# Woodsmith Shop Adjustable Router Dado Jig



## NBeener

THE PLANS

Will be starting my vanity storage cabinet project, soon. Wasn't satisfied with the clamping straight edge guide solution for routing dados in panels, so … I decided to build the Woodsmith Shop boys' little jig.

It's a few layers of 1/4" hardboard. I used scrap QSWO for the cleats that'll square it to the work piece.

Probably the COOLEST glue-up I've ever done:



















And … a whole bunch of work (more than I would have thought, anyway) later …. we have … an Irish Jig:



















It never ceases to amaze me … just what a bloody mess I can make with my router 

I'll update the post, when I've put her to use !

Thanks for looking…..


----------



## toeachhisown (Eddie)

nice jig, you needed five more clamps.look forward to the cabinet


----------



## patron

dancing an irish jig now neil

that's great news

i am swimming thru molasses here
changing my satellite server
in two weeks

this one is always bringing me to a halt
every two weeks with FAP notices

good to see you back working


----------



## a1Jim

Good job Neil ,those dado jigs come in really handy. as far as messes go I think if I ever build another shop I'll build the whole floor with a giant grid work with a giant funnel below to have every thing go into a 5 yrd dump truck below. I just hope I never drop any tools LOL
There I go off my meds again LOL


----------



## Rick Dennington

Neil:

Stellar job on the jig….jigs are sometimes harder to make than we thank, aren't they?

You got 'er done…that's what counts…..besides….it "beats passin' gas in a circular manner"......


----------



## Martyroc

Hi Neil,

Great job you will certainly get a lot of use from it. I can tell you from experience. Great minds think alike, I've used mine over a hundred times little worn but still in ok shape.


----------



## Beginningwoodworker

Nice jig!


----------



## GrandpaLen

That's a great little dado jig, but I think it also made one helluva Clamp Rack Neil.


----------



## stefang

Nice jig Neil. It looks like it will work very well with it's adjustability.


----------



## SPalm

Nice glue up pics.

Steve


----------



## Chipy

Neil I saw this jig and I got to say I love the simple design I will build one some day! Your glue up pictures look like a robotic project from MIT.You know the old saying….You can never have enough CLAMPS!!!!!!!


----------



## bhack

I have used mine for years. Works great. I have one referenced to 1/2" bit and one referenced to 1/4" bit.


----------



## Viking

Neil;

Great jig. I have always just used a straight edge clamp but, a couple a weeks ago I got distracted and failed to keep the router firmly against the guide and screwed up a pretty large piece of oak PW.

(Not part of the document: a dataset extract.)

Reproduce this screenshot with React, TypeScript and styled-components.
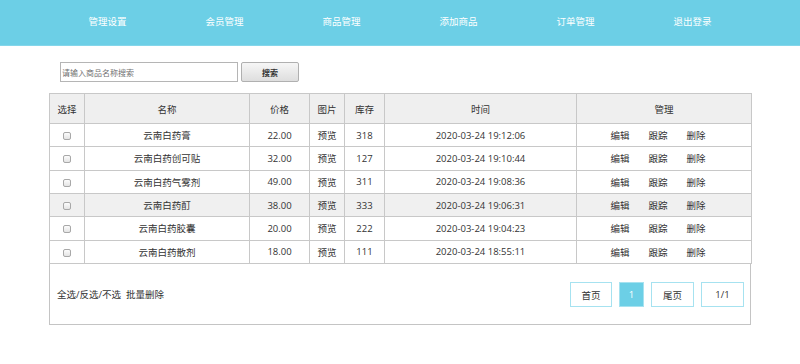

I really need to build one of these. Thanks for sharing.


----------



## jbertelson

Solutions for wayward routers have energized more than one project for me…......but only dreaming about routers for the next month…............this last week was a killer, and things are not looking better soon…........


----------



## jimmyjj

i am about to make this jig, but have seen others make their jig using a router collar (and hence have an offset to deal with). for example the woodwhisperer's, among many others', dado jig is this way. any advice as to which one is better?


----------



## Alfetta159

Thanks for posting this. I'm planning on making this so that I can use it to make a jig that I need for another project or something like that.

The plans say that you need:

• (4) #8×1" Fh Woodscrews
• (4) #8×1!/4" Fh Woodscrews
• (2) 5/16" T-Nuts
• (2) 5/16" Washers
• (4) 5/16" x 1" Studded Knobs

Why do I need 4 knobs? Or is that just a typo?


----------